Public transit in Washington State is at a crossroads. Passage of statewide initiatives such as I-695 and limited state funding for transit currently leaves Washington’s communities largely dependent on local sales tax revenues that have been hit hard by the recession. The result: service cuts and curtailed transit projects despite increasing demand and population growth.
Transit plays a vital role in our state’s transportation system, yet Washington State funds just two percent, compared to a nationwide average of 22 percent state funding for transit, putting tremendous pressure on local taxpayers and customers. To help fill the gap, local communities have stepped up and now provide as much as 80 percent of transit funding combined with about 18 percent from federal sources, but even this is not enough to sustain service. Without significant new state funding and the ability for local communities to authorize investments, our state’s residents face further dramatic cuts, even though ridership is increasing.

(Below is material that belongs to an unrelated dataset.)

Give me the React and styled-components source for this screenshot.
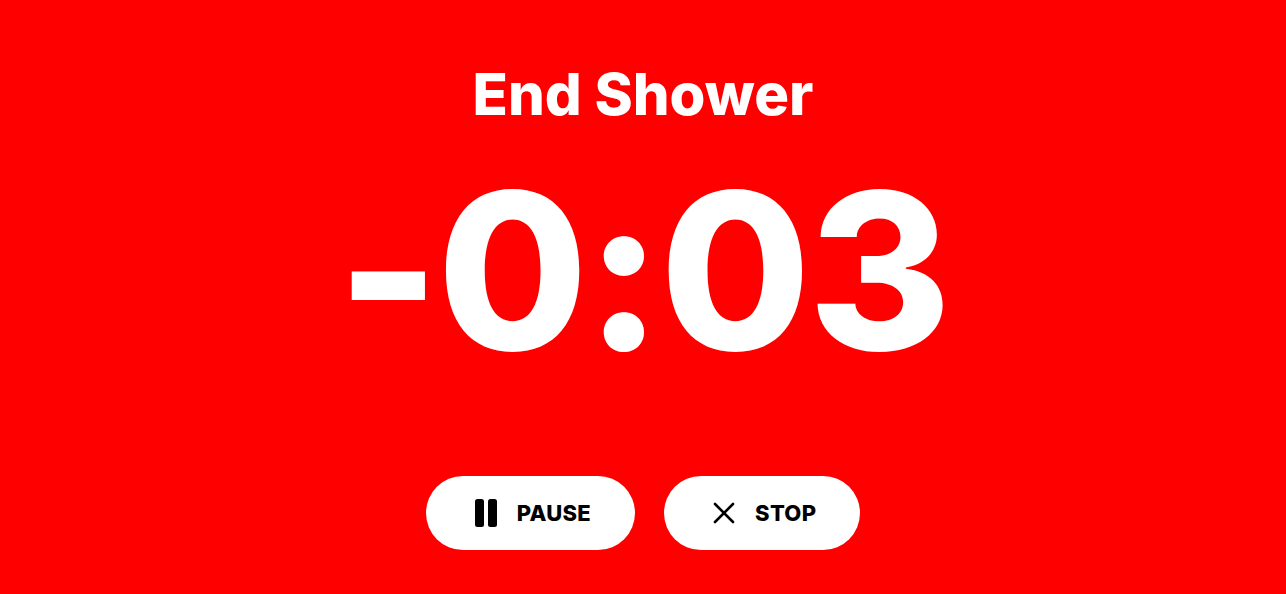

"After more than four years of cost cutting efforts to offset continuing declines in sales tax, Pierce Transit riders now face their second round of significant service cuts," said Lynne Griffith, Pierce Transit CEO. "No public transportation on weekends and limited evening and mid-day service means thousands of Pierce County residents will lose access to jobs. We need reliable funding if transit is going to meet the basic transportation needs of our communities."
The Keep Transit Moving! proposal outlines three key actions the state legislature can take to ensure predictable, sustainable funding for transit in Washington State:
“Snohomish County residents have been gravely affected by the recession,” said Community Transit CEO Joyce Eleanor. “We no longer operate buses on Sundays and both early morning and late night service have been cut. As the economy rebounds it is important that we give people options for getting to work so the economy will keep growing.”
Transit provides reliable ways for people to move around and frees up capacity on our roads for cars and freight. In fact, 40 percent of commuters take transit into downtown Seattle. This is a vital role in our state’s transportation system, yet the state funds just two percent. To fill the gap, local communities have stepped up and now provide about 80 percent of transit funding, but even this is not enough to sustain service.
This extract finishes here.